Patrick White: The Solid Mandala
The opening part of this novel give us Mrs. Poulter and Mrs. Dun on a bus, talking. Mrs. Poulter mentions two of her neighbours – the elderly twin brothers, Arthur and Waldo Brown – and they talk about them, particularly after seeing them from the bus – stumping, trudging. The second part, called Waldo, tells the story of the brothers. They came from England with their parents. Waldo has always resented his backward brother but, for some reason, feels inexorably bound to him, sharing everything, even sleeping in the same bed.

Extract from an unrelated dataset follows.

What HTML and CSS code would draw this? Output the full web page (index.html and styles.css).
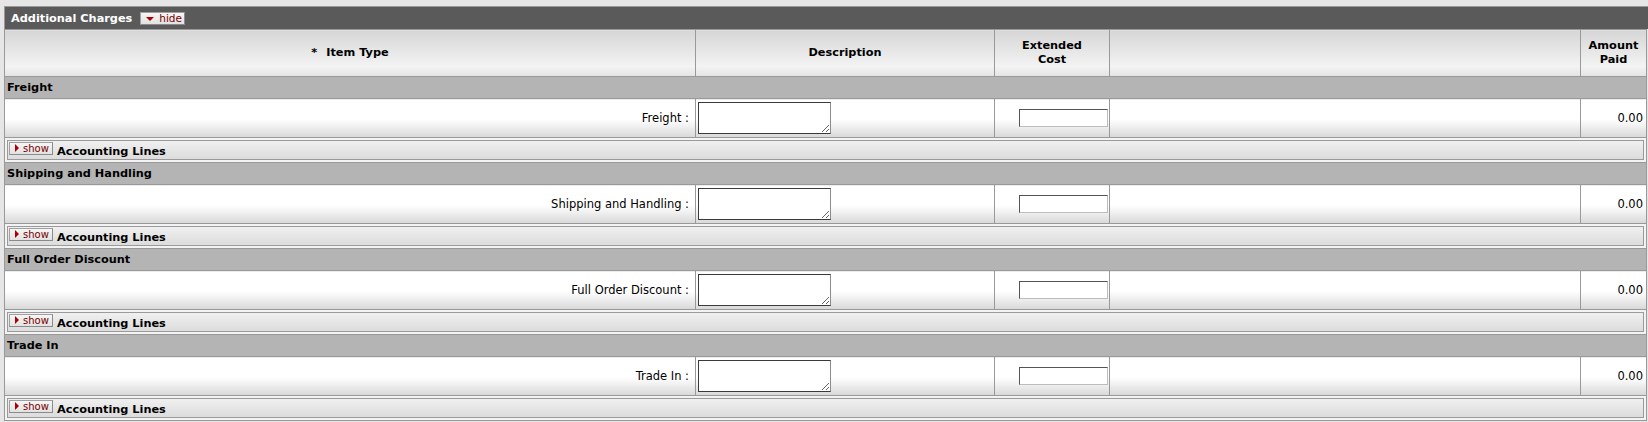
FILE: index.html
```html
<!DOCTYPE html>
<html>
<head>
<meta charset="utf-8">
<link rel="stylesheet" href="styles.css">
</head>
<body>
<div class="page">
  <div class="tab-head">
    <span class="tab-title">Additional Charges</span>
    <span class="tiny-btn"><span class="tri tri-down"></span>hide</span>
  </div>
  <table class="grid">
    <colgroup>
      <col class="w-type"><col class="w-desc"><col class="w-cost"><col class="w-blank"><col class="w-amt">
    </colgroup>
    <thead>
      <tr>
        <th><span class="req">*</span>Item Type</th>
        <th>Description</th>
        <th>Extended<br>Cost</th>
        <th></th>
        <th>Amount<br>Paid</th>
      </tr>
    </thead>
    <tbody>
      <tr class="group"><td colspan="5">Freight</td></tr>
      <tr class="item">
        <td class="label">Freight :</td>
        <td class="desc"><textarea></textarea></td>
        <td class="cost"><input type="text"></td>
        <td></td>
        <td class="amt">0.00</td>
      </tr>
      <tr class="acct"><td colspan="5"><div class="acct-box"><span class="tiny-btn"><span class="tri tri-right"></span>show</span><span class="acct-title">Accounting Lines</span></div></td></tr>

      <tr class="group"><td colspan="5">Shipping and Handling</td></tr>
      <tr class="item">
        <td class="label">Shipping and Handling :</td>
        <td class="desc"><textarea></textarea></td>
        <td class="cost"><input type="text"></td>
        <td></td>
        <td class="amt">0.00</td>
      </tr>
      <tr class="acct"><td colspan="5"><div class="acct-box"><span class="tiny-btn"><span class="tri tri-right"></span>show</span><span class="acct-title">Accounting Lines</span></div></td></tr>

      <tr class="group"><td colspan="5">Full Order Discount</td></tr>
      <tr class="item">
        <td class="label">Full Order Discount :</td>
        <td class="desc"><textarea></textarea></td>
        <td class="cost"><input type="text"></td>
        <td></td>
        <td class="amt">0.00</td>
      </tr>
      <tr class="acct"><td colspan="5"><div class="acct-box"><span class="tiny-btn"><span class="tri tri-right"></span>show</span><span class="acct-title">Accounting Lines</span></div></td></tr>

      <tr class="group"><td colspan="5">Trade In</td></tr>
      <tr class="item">
        <td class="label">Trade In :</td>
        <td class="desc"><textarea></textarea></td>
        <td class="cost"><input type="text"></td>
        <td></td>
        <td class="amt">0.00</td>
      </tr>
      <tr class="acct"><td colspan="5"><div class="acct-box"><span class="tiny-btn"><span class="tri tri-right"></span>show</span><span class="acct-title">Accounting Lines</span></div></td></tr>
    </tbody>
  </table>
</div>
</body>
</html>
```

FILE: styles.css
```css
html, body {
  margin: 0;
  padding: 0;
  background: #e6e6e6;
  font-family: "DejaVu Sans", Verdana, sans-serif;
  font-size: 11.5px;
  color: #000;
}

.page {
  margin: 6px 0 0 4px;
  border-top: 1px solid #9a9a9a;
  border-left: 1px solid #9a9a9a;
}

.tab-head {
  height: 22px;
  background: #5a5a5a;
  display: flex;
  align-items: center;
  padding-left: 6px;
  gap: 8px;
}

.tab-title {
  color: #fff;
  font-weight: bold;
  font-size: 11.3px;
}

.tiny-btn {
  display: inline-flex;
  align-items: center;
  box-sizing: border-box;
  width: 44px;
  height: 13px;
  border: 1px solid #a0a0a0;
  border-right-color: #8a8a8a;
  border-bottom-color: #8a8a8a;
  background: linear-gradient(#f6f6f6, #e2e2e2);
  color: #700;
  font-size: 10px;
  line-height: 11px;
  padding-left: 5px;
  gap: 5px;
}

.tab-head .tiny-btn {
  width: 45px;
  height: 13px;
  margin-top: 1px;
  padding-left: 5px;
  gap: 5px;
  font-size: 10.5px;
}

.tri {
  width: 0;
  height: 0;
  display: inline-block;
}

.tri-down {
  border-left: 4px solid transparent;
  border-right: 4px solid transparent;
  border-top: 4px solid #a00;
}

.tri-right {
  border-top: 4px solid transparent;
  border-bottom: 4px solid transparent;
  border-left: 4px solid #a00;
  margin-right: -1px;
}

.grid {
  border-collapse: collapse;
  table-layout: fixed;
  width: 1642px;
  margin-left: -1px;
}

.w-type { width: 691px; }
.w-desc { width: 299px; }
.w-cost { width: 115px; }
.w-blank { width: 471px; }
.w-amt { width: 66px; }

.grid th, .grid td {
  border: 1px solid #999;
  padding: 0 3px;
}

.grid thead th {
  height: 47px;
  box-sizing: border-box;
  font-weight: bold;
  font-size: 11.3px;
  line-height: 14px;
  text-align: center;
  vertical-align: middle;
  background: linear-gradient(#d6d6d6, #f3f3f3 78%, #e4e4e4);
}

.req {
  margin-right: 9px;
}

.group td {
  height: 22px;
  box-sizing: border-box;
  background: #b4b4b4;
  font-weight: bold;
  font-size: 11.3px;
  padding: 0 2px;
  vertical-align: middle;
}

.item td {
  height: 39px;
  box-sizing: border-box;
  background: linear-gradient(#fff, #fff 52%, #d8d8d8);
  vertical-align: middle;
}

.item td.label {
  text-align: right;
  padding-right: 6px;
}

.item td.desc {
  padding: 0 2px;
}

.item td.cost {
  text-align: right;
  padding: 0 1px 0 2px;
}

.item td.amt {
  text-align: right;
  padding-right: 3px;
}

textarea {
  display: block;
  box-sizing: border-box;
  width: 133px;
  height: 32px;
  margin: 0;
  border: 1px solid #3a3a3a;
  border-right-color: #8c8c8c;
  background: #fff;
  font: inherit;
}

input[type="text"] {
  box-sizing: border-box;
  width: 89px;
  height: 18px;
  margin: 0;
  padding: 0;
  border: 1px solid #bcbcbc;
  border-top-color: #555;
  border-left-color: #555;
  background: #fff;
  vertical-align: middle;
}

.acct td {
  height: 25px;
  box-sizing: border-box;
  padding: 1px 2px 2px 2px;
  background: #f3f3f3;
}

.acct-box {
  box-sizing: border-box;
  height: 20px;
  border: 1px solid #9a9a9a;
  background: linear-gradient(#f0f0f0, #dcdcdc);
  display: flex;
  align-items: center;
  padding-left: 1px;
  gap: 4px;
}

.acct-box .tiny-btn {
  align-self: flex-start;
  margin-top: 1px;
}

.acct-title {
  font-weight: bold;
  font-size: 11.3px;
  margin-top: 3px;
}
```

His girlfriend, even his dog seems more attracted to Arthur than to Waldo and Waldo resents this. Waldo is also a reader and not just a reader of anything but Finnegan’s Wake and Proust. So, when he finds Arthur in the public library reading The Brothers Karamazov he is furious and throws Arthur out instead of explaining the role of the Grand Inquisitor, as Arthur asks. Waldo is so upset that he plans to kill his brother.

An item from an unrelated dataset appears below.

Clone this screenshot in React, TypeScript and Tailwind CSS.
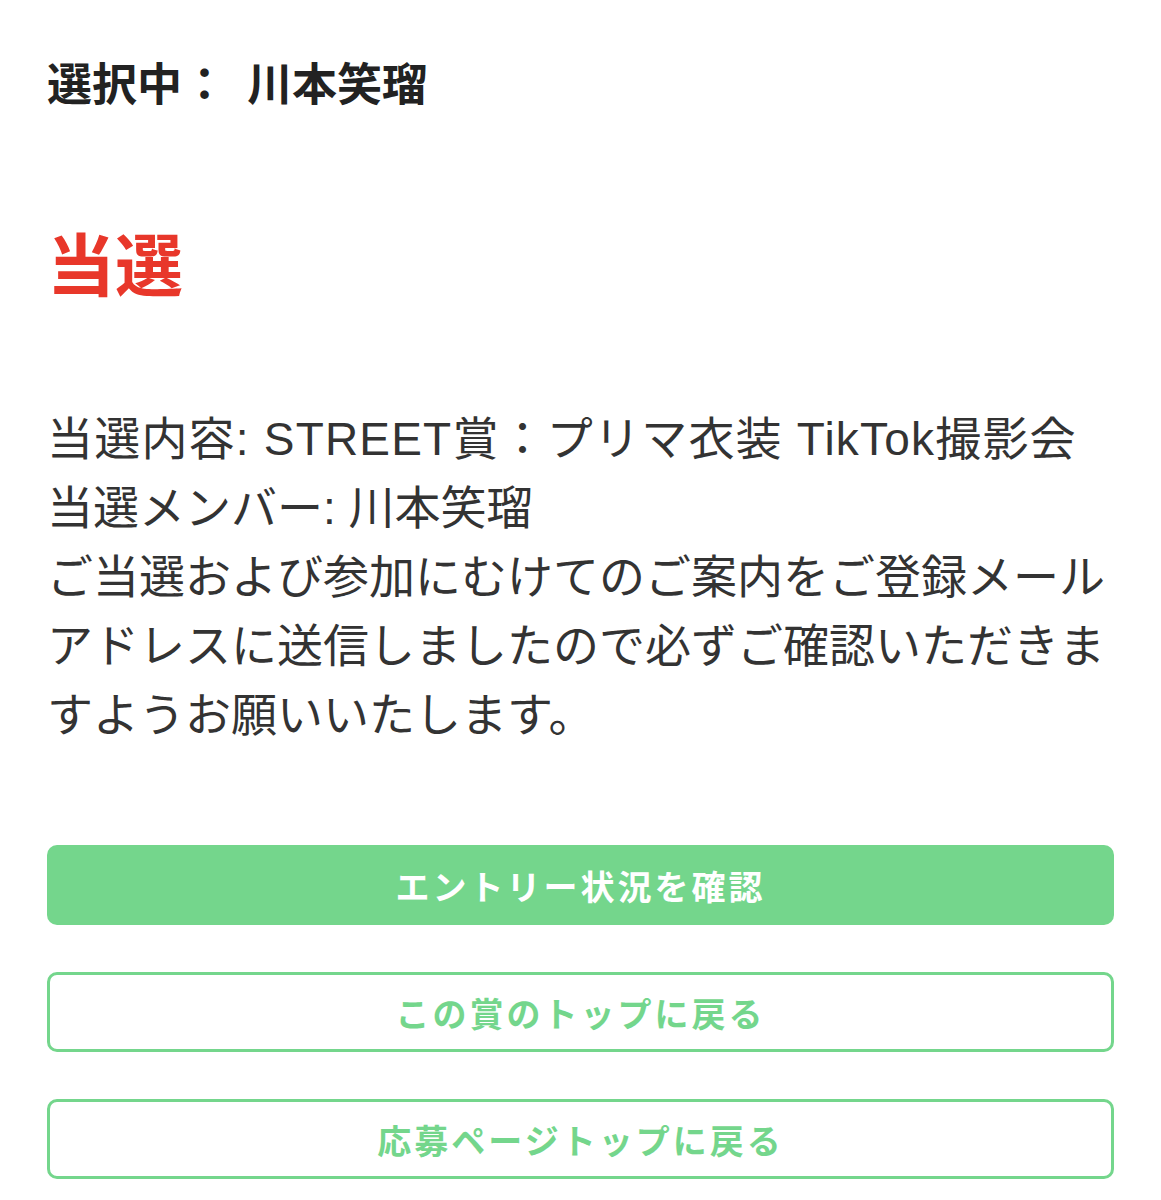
const font = { fontFamily: '"Noto Sans CJK JP", "Noto Sans", sans-serif' };
const bodyFont = { fontFamily: '"Liberation Sans", "Noto Sans CJK JP", sans-serif' };

export default function App() {
  return (
    <div className="min-h-[1200px] bg-white px-[47px] pt-[48px]" style={font}>
      <h2 className="text-[45px] leading-[68px] font-bold text-[#222222]">
        選択中：<span className="ml-[20px]">川本笑瑠</span>
      </h2>

      <h1 className="mt-[96px] text-[68px] leading-[100px] font-bold text-[#e8372a]">
        当選
      </h1>

      <div className="mt-[93px] text-[46px] leading-[69px] text-[#333333]" style={bodyFont}>
        <p className="whitespace-nowrap tracking-[1.2px]">
          当選内容: STREET賞：プリマ衣装 TikTok撮影会
        </p>
        <p className="whitespace-nowrap">当選メンバー: 川本笑瑠</p>
        <p className="whitespace-nowrap">ご当選および参加にむけてのご案内をご登録メール</p>
        <p className="whitespace-nowrap">アドレスに送信しましたので必ずご確認いただきま</p>
        <p className="whitespace-nowrap">すようお願いいたします。</p>
      </div>

      <div className="mt-[95px] flex flex-col gap-[47px]">
        <button className="h-[80px] w-full rounded-[10px] bg-[#74d68c] text-[34px] font-bold tracking-[3px] text-white">
          エントリー状況を確認
        </button>
        <button className="h-[80px] w-full rounded-[10px] border-[3px] border-[#74d68c] bg-white text-[34px] font-bold tracking-[3px] text-[#74d68c]">
          この賞のトップに戻る
        </button>
        <button className="h-[80px] w-full rounded-[10px] border-[3px] border-[#74d68c] bg-white text-[34px] font-bold tracking-[3px] text-[#74d68c]">
          応募ページトップに戻る
        </button>
      </div>
    </div>
  );
}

The next part of the book is, not surprisingly, called Arthur. It tells much the same story but from Arthur’s perspective. Arthur may not have the brains of his brother, but he is more spiritually aware, more easy-going and is much better with people. But the two are, of course, the two sides of the same coin and, in the final section, it is Waldo who dies, his body chewed up by the dogs. We have to accept the two irreconcilable halves as Holstius tells us in The Aunt’s Story for one cannot live without the other.